By Phil Deutchman
A hundred years ago, Einstein published his famous work on General Relativity (GR). Little did he know then that the results of his new, radical theory would be used today in the Global Positioning System (GPS).
GR needs to be taken into account in the system. It is absolutely essential for the accuracy required, especially if you want airplanes to land on the airport tarmac at the right spot. In this brief note, I can’t go into a complete analysis of the GPS because many, many factors are involved. Instead, for fun, I’d like to focus on two basic and fascinating General Relativistic effects that deal with the time rates of clocks. The first is a velocity effect and the second is a gravity effect.
What happens to clocks is important because the GPS uses atomic clocks in orbiting communications satellites; and, another clock is placed inside a receiver on Earth. A satellite sends a signal that codes the emission time, while the receiver clock times the reception of the signal. You can see that time may be of utmost importance in the operation of the GPS.
Before Einstein, it was assumed that any two perfectly-made clocks would “tick” at the same rate. But, with Einstein’s GR, this is no longer true!

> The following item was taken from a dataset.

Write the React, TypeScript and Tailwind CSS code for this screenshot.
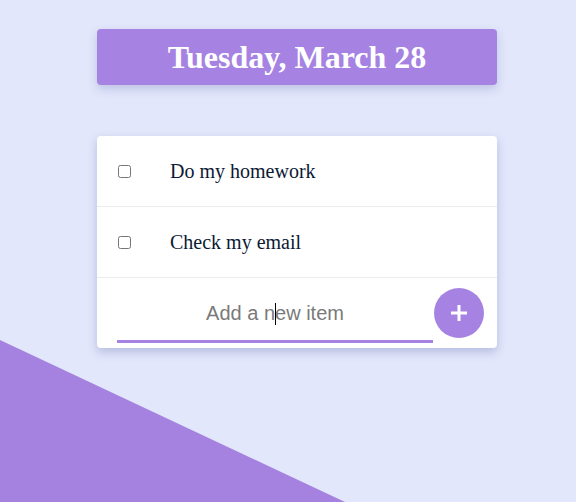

For the sake of understanding the basic ideas, I’ll use somewhat loose language for what follows. Strictly speaking, in relativity, you always have to compare one clock with another one. After all, that’s where the word “relativity” comes from. For our example, the velocity of a clock is compared relative to another clock; and, the position of a clock in a gravity field is compared relative to another clock at a different position. Since it becomes cumbersome to repeat this over and over, just keep those comparisons in the back of your mind.
Now, for the velocity effect, GR predicts that a speeding clock will actually tick slower. And, for the gravity effect, a clock immersed in a gravity field will also tick slower. Furthermore, the stronger the field, the slower a clock ticks. I’m not saying that these effects are obvious, but they are two major predictions from the Theory of General Relativity.
Applying this to the GPS, a satellite clock wants to tick slower than an Earth clock. This is because the orbiting satellite moves at a higher speed than the Earth clock, which is slowly rotating with the Earth. However, the satellite clock also wants to tick faster. Since it is farther away from the Earth, it experiences a weaker field than does the Earth clock. Both clocks are ticking slower, but the Earth clock ticks more slowly because it is in a stronger field.
To summarize: A satellite clock wants to tick slower because of velocity, but it also wants to tick faster because of gravity. So … which effect dominates? Doing careful calculations using GR, it turns out that the gravity effect slightly dominates. The end result is that a satellite clock ticks slightly faster than the Earth clock. This difference is extremely small, but it can add up to a large discrepancy over long times of operation. Fortunately, today’s technology is sensitive enough to measure these small differences, and provides the accuracy needed for a successful GPS.
Do these time effects on clocks actually happen? Yes! Atomic clocks have been flown around the Earth and then compared to Earth clocks. The experimental results very much confirm the time predictions given by Einstein’s Theory of General Relativity.
So, when you pick up your GPS device, you are literally holding General Relativity in the palm of your hand.